Filter the lines below, copying only those with the string "that".

★ ★ ★ ★ ★ ★ ★

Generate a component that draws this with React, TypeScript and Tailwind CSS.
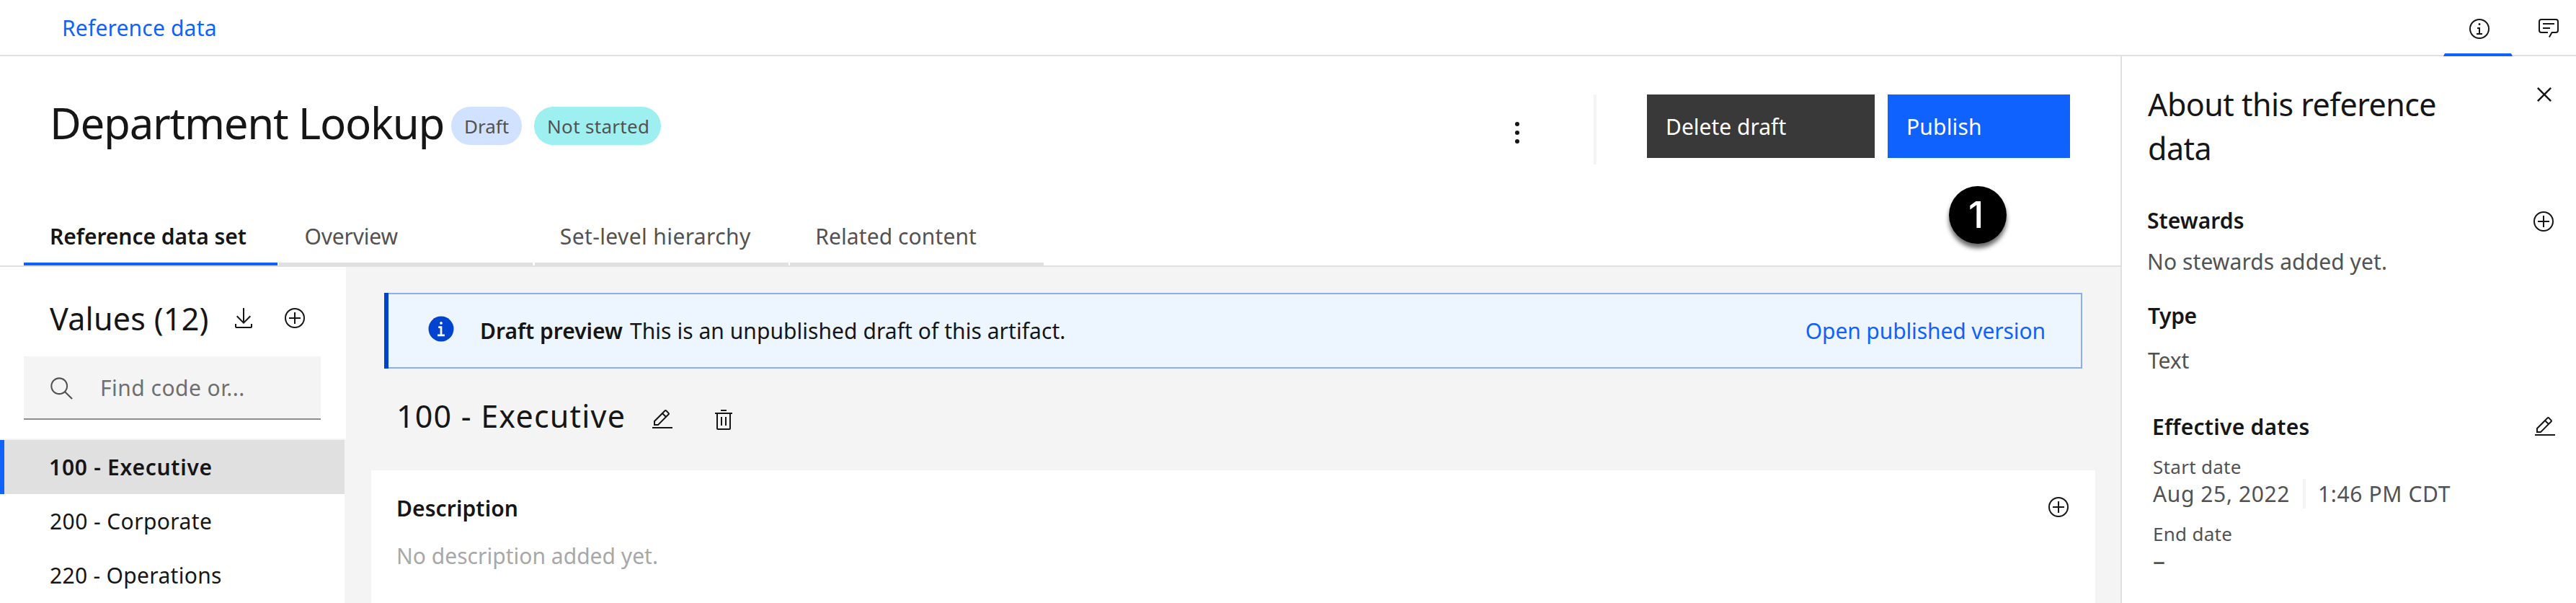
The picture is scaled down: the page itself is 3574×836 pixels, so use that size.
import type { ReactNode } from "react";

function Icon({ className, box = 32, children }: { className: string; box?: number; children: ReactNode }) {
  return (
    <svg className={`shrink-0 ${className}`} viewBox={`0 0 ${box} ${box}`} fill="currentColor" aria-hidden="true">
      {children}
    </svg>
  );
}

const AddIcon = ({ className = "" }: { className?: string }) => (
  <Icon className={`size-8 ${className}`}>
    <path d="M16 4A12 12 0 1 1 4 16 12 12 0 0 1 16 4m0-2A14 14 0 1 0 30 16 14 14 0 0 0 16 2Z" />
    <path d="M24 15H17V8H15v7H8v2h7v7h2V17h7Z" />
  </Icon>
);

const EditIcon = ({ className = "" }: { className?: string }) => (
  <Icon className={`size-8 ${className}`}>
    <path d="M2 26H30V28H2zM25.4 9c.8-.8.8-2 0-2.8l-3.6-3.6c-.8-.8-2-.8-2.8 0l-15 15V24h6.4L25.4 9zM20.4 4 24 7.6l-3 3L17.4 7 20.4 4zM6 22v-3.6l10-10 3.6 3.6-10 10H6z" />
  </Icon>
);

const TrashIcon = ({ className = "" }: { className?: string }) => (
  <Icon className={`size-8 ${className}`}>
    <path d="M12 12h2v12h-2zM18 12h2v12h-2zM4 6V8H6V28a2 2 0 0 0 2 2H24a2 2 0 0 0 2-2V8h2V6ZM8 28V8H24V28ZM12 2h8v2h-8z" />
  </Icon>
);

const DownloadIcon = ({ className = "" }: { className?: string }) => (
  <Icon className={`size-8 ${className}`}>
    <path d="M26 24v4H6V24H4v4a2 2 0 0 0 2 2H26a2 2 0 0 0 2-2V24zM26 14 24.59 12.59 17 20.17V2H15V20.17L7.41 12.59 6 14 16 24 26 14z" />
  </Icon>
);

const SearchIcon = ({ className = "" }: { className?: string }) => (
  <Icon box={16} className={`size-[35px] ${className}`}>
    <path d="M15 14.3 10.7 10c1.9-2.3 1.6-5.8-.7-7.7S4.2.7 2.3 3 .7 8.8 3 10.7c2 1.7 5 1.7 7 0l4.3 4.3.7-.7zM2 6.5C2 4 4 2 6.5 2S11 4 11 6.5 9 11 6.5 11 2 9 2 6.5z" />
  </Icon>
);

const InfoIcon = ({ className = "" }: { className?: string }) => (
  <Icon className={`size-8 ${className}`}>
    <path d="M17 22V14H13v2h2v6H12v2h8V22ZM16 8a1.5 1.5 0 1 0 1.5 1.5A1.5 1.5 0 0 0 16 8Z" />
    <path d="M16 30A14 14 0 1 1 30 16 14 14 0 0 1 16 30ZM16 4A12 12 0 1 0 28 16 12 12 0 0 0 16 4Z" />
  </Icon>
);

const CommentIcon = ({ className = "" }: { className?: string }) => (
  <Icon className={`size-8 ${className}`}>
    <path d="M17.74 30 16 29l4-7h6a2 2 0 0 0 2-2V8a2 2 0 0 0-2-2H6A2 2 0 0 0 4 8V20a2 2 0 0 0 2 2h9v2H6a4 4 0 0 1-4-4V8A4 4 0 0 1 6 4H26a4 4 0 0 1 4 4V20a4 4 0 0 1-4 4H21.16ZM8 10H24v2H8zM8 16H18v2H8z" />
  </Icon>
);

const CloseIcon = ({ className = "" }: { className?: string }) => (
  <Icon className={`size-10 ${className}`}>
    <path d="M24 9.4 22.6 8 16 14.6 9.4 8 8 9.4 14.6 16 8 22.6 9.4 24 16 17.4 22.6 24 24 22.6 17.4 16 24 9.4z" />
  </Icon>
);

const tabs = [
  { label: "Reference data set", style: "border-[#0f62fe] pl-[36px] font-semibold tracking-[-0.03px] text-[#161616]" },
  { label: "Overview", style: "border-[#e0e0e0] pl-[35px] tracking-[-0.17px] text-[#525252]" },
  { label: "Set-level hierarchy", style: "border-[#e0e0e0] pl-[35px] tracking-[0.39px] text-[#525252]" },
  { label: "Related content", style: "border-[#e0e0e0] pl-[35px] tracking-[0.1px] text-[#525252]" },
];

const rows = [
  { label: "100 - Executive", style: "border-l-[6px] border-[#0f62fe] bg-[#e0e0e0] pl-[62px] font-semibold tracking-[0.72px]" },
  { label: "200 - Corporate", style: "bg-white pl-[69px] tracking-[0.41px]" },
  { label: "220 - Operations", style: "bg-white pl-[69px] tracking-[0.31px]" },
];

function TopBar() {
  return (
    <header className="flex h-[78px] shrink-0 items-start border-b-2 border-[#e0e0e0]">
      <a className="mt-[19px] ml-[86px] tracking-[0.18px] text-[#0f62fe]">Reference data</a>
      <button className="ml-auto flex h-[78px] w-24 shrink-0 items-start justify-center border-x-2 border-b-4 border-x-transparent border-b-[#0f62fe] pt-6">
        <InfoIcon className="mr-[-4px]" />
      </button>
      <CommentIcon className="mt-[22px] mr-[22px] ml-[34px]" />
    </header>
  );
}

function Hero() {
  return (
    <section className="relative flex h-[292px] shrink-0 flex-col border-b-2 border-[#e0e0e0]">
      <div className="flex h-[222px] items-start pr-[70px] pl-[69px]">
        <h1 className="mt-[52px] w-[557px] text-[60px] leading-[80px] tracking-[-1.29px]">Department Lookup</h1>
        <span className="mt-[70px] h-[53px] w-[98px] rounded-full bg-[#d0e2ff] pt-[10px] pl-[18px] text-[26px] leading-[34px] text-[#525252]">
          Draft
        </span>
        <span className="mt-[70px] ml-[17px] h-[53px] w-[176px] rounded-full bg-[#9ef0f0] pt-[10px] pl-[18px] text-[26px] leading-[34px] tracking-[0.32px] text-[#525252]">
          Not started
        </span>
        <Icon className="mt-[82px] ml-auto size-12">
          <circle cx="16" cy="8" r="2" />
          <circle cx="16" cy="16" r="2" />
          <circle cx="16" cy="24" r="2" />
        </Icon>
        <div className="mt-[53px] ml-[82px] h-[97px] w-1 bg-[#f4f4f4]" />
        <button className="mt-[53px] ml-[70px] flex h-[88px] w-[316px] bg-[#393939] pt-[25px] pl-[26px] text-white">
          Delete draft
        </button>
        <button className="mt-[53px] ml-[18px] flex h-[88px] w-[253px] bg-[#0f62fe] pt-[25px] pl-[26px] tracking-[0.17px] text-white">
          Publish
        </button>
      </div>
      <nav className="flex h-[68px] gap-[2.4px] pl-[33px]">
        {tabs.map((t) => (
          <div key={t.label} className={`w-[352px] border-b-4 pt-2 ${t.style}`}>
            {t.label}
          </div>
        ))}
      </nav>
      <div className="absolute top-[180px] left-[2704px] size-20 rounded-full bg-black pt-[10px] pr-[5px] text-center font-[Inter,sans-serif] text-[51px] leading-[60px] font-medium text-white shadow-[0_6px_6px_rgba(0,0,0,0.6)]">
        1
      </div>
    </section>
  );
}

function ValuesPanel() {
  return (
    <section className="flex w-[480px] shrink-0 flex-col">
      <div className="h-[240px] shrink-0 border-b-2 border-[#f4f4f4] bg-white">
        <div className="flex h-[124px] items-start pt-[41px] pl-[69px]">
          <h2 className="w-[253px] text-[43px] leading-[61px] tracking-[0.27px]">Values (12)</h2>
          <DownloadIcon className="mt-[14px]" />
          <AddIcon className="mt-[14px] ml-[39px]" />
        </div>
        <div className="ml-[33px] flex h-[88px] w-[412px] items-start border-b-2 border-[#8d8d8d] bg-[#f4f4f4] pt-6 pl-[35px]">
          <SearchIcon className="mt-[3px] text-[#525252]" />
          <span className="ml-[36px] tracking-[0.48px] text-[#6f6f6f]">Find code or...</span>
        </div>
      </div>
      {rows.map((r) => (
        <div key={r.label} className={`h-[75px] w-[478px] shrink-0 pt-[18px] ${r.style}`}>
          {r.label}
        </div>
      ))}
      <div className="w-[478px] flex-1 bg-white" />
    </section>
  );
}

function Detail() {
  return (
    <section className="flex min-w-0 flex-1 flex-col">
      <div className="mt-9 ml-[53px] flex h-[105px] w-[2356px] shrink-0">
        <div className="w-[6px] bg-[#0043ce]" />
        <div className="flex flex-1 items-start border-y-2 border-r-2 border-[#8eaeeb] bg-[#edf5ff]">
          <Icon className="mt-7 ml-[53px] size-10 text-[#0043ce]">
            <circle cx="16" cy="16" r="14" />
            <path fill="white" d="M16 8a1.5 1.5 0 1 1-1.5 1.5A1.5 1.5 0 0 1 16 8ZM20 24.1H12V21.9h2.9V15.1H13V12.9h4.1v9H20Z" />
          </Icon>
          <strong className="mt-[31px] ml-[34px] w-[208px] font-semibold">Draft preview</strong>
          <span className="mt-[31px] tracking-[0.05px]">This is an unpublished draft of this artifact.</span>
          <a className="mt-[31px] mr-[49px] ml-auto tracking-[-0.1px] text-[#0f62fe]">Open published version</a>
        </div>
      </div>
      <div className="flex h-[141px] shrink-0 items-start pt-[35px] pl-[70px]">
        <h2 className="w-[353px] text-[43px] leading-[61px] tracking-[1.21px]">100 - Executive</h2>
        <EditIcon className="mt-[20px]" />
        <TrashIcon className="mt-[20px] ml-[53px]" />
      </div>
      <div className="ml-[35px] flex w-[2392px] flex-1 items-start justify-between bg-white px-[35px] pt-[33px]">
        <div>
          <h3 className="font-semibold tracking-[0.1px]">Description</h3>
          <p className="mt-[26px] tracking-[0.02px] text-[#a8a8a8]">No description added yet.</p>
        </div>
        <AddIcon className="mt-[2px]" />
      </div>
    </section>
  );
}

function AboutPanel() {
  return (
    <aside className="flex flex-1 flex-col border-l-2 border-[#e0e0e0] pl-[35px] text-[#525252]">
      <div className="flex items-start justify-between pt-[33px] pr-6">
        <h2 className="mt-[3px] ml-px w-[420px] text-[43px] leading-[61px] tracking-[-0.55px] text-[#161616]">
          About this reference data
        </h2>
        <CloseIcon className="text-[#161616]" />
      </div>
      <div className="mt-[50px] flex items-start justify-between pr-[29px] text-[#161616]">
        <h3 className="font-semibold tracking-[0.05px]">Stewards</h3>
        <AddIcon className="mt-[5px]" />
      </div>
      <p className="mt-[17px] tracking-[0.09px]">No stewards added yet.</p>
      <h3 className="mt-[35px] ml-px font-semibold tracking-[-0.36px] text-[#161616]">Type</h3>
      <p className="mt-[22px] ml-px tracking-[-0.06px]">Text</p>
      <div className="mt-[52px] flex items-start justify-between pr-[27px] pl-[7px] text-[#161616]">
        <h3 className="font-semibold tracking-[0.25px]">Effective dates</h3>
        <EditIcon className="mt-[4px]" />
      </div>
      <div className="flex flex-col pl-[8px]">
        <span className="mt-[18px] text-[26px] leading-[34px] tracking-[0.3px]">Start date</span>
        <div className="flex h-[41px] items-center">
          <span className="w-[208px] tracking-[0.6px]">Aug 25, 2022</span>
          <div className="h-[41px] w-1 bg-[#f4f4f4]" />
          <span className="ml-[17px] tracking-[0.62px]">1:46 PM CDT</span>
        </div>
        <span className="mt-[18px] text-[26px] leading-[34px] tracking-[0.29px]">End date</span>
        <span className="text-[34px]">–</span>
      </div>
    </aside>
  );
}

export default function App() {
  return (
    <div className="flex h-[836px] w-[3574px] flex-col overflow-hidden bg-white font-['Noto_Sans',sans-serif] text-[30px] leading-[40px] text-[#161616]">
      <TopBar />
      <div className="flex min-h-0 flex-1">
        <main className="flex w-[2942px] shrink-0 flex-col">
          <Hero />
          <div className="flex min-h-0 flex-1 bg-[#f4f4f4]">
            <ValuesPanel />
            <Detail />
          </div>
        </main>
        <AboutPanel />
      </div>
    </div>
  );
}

★ ★ ★ ★ ★ ★ ★

**RESULT OF THE EXERCISE:**
Generate a component that draws this with React, TypeScript and Tailwind CSS.
The picture is scaled down: the page itself is 3574×836 pixels, so use that size.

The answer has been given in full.